• Stated task: Pull out every line containing the string "this".

-- Start of Information provided --

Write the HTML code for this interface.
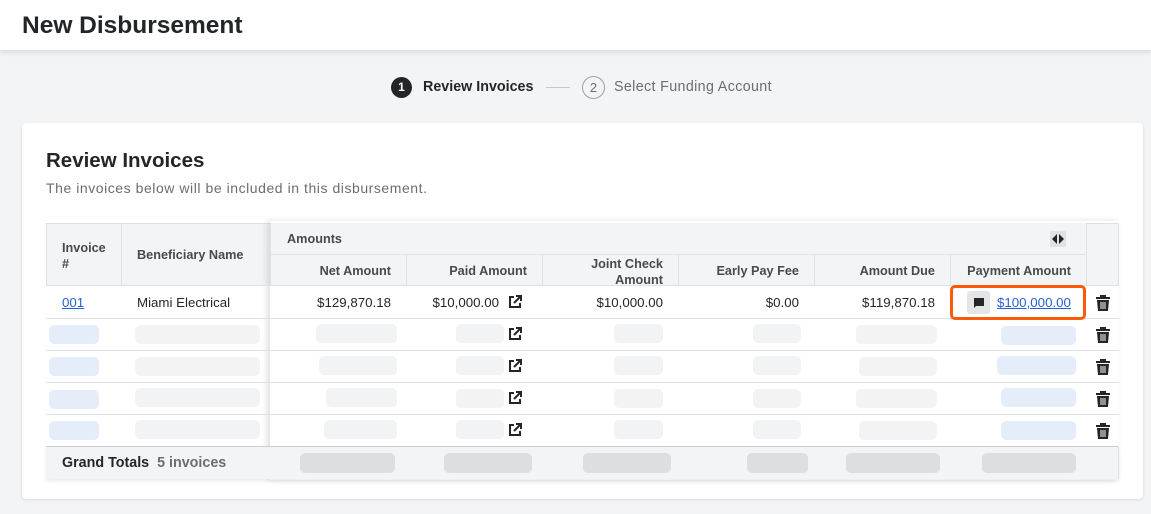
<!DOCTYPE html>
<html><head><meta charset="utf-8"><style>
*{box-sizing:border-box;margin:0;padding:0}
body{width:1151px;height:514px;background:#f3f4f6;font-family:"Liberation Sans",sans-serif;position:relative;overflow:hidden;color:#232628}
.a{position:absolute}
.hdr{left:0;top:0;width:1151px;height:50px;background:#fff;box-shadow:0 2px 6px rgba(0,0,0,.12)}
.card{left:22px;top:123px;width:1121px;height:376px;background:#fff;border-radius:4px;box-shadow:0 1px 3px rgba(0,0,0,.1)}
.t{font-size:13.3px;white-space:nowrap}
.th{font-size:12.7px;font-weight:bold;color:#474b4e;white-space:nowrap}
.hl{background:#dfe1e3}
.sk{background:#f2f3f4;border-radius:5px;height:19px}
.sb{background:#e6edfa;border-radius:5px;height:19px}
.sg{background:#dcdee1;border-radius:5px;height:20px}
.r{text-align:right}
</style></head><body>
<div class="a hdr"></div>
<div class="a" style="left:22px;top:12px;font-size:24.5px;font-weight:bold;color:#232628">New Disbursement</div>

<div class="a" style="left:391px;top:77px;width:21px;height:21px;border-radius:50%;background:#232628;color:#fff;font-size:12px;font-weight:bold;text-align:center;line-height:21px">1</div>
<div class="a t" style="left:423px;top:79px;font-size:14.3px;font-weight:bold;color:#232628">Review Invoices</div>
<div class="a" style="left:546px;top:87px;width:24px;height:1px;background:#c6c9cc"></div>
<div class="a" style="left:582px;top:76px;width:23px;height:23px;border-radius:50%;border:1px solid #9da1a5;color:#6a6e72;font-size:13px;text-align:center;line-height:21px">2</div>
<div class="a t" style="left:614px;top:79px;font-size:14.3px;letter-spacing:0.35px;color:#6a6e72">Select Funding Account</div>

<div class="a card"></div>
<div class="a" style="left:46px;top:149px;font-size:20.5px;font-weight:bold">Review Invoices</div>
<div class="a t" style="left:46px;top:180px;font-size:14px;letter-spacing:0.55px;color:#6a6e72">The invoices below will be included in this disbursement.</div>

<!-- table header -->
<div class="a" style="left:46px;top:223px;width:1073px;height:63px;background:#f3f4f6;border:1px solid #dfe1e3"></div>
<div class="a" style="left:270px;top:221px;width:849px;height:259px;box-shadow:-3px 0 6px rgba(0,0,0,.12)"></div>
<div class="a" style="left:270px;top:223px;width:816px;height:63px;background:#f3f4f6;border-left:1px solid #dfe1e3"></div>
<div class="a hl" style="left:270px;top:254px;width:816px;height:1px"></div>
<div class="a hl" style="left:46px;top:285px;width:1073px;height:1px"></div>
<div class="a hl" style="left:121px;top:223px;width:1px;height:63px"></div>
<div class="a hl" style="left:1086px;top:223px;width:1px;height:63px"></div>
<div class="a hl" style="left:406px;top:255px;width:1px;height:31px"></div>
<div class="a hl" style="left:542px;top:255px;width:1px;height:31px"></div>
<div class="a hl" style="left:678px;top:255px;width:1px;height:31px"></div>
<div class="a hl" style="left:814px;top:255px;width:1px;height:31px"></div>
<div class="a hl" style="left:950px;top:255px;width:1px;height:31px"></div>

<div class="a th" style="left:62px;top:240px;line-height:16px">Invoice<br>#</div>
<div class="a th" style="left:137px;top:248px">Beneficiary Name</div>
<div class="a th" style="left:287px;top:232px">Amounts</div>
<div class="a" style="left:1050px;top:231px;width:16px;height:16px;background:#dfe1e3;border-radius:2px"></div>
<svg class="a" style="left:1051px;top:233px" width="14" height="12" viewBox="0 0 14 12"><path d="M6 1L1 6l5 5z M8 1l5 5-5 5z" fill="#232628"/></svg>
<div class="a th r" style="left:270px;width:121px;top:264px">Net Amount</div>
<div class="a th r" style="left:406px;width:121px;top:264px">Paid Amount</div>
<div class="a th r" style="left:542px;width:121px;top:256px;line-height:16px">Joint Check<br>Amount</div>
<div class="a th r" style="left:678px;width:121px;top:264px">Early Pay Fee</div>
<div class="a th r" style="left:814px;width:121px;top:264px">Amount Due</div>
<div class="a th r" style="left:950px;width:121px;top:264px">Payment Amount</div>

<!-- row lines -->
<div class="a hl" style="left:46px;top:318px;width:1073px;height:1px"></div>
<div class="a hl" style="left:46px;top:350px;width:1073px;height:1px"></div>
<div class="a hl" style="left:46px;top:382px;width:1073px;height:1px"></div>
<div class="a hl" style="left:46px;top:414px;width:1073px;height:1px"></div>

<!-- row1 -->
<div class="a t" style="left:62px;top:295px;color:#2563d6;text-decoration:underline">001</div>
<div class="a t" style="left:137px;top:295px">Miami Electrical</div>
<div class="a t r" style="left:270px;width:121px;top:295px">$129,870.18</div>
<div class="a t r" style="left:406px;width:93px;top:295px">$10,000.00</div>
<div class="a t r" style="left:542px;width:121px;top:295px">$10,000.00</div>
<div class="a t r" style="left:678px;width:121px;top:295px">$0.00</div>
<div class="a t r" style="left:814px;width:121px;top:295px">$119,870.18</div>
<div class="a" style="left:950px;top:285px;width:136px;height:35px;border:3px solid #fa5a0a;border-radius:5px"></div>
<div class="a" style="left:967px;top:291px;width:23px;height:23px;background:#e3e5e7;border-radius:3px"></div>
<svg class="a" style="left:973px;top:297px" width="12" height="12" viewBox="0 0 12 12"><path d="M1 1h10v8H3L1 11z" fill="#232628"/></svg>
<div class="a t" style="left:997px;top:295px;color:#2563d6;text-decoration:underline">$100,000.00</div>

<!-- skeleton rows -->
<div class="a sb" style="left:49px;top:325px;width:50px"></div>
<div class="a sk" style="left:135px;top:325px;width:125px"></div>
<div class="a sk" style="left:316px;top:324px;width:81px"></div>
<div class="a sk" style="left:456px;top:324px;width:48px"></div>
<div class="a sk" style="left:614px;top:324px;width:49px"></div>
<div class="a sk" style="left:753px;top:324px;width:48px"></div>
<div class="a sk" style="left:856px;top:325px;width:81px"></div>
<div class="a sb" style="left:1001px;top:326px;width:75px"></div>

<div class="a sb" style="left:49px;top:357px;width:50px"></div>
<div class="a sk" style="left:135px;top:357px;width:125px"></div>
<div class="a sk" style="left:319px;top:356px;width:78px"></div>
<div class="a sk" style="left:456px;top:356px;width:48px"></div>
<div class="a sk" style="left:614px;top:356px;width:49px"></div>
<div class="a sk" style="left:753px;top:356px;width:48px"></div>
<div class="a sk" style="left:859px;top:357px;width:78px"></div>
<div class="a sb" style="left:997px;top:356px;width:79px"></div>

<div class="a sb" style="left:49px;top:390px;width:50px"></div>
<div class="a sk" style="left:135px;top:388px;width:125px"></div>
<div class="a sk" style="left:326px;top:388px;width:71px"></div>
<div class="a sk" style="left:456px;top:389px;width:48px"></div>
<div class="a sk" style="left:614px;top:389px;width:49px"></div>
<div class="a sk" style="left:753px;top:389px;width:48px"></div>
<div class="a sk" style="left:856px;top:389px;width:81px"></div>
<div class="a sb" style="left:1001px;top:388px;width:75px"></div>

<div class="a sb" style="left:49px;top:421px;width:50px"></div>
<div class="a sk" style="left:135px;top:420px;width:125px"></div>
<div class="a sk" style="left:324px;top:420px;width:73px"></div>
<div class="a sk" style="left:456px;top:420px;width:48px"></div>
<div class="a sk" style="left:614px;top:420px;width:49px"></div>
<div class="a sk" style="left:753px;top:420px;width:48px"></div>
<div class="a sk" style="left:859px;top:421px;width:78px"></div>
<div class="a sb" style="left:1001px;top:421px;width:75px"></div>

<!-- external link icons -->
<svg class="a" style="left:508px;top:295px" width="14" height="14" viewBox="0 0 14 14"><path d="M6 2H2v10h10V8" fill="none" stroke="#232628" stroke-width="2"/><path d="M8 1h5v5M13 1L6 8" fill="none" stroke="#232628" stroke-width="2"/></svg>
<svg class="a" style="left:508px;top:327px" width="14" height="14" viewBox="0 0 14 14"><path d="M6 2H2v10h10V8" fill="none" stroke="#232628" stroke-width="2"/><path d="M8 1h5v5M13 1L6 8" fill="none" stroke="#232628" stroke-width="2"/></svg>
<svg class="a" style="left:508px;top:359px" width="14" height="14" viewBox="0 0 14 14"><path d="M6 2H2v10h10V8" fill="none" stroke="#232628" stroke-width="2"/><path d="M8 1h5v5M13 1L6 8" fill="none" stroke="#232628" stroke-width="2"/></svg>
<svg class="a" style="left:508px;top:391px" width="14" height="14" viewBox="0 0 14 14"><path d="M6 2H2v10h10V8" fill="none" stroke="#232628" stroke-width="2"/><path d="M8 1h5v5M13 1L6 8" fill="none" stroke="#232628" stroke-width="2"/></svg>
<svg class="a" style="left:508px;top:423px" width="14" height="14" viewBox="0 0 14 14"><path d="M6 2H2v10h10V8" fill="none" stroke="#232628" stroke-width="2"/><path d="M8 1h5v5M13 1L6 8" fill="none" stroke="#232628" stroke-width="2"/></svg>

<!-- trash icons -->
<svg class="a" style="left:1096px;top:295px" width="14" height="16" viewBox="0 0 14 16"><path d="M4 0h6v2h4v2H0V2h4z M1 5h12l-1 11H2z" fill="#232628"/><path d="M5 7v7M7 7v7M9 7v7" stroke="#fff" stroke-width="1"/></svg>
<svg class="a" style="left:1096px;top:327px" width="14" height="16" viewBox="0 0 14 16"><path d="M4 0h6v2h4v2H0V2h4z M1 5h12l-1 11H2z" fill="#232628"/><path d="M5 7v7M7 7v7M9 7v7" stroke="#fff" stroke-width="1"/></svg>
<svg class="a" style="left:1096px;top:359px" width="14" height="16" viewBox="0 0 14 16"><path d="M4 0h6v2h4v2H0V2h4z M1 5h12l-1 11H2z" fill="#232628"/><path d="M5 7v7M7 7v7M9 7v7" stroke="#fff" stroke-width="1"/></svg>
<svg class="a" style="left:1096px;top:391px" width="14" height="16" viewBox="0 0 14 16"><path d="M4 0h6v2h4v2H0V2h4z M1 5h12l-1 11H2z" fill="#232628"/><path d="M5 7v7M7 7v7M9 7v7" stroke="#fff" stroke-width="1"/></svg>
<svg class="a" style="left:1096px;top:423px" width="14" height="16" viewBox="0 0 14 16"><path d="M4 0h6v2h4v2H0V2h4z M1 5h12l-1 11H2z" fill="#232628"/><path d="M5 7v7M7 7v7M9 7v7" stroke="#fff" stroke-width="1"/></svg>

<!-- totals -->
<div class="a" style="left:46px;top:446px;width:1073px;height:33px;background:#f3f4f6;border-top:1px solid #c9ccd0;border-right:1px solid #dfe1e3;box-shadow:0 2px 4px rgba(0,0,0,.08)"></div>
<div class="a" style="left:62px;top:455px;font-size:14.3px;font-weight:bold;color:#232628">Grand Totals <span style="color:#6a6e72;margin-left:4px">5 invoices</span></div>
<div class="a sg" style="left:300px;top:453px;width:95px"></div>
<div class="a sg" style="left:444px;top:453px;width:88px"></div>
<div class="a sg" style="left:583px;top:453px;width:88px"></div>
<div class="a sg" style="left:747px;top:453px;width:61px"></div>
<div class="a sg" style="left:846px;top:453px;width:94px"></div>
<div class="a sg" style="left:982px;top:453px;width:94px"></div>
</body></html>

-- End of Information provided --

• Written response:
Write the HTML code for this interface.
<div class="a t" style="left:46px;top:180px;font-size:14px;letter-spacing:0.55px;color:#6a6e72">The invoices below will be included in this disbursement.</div>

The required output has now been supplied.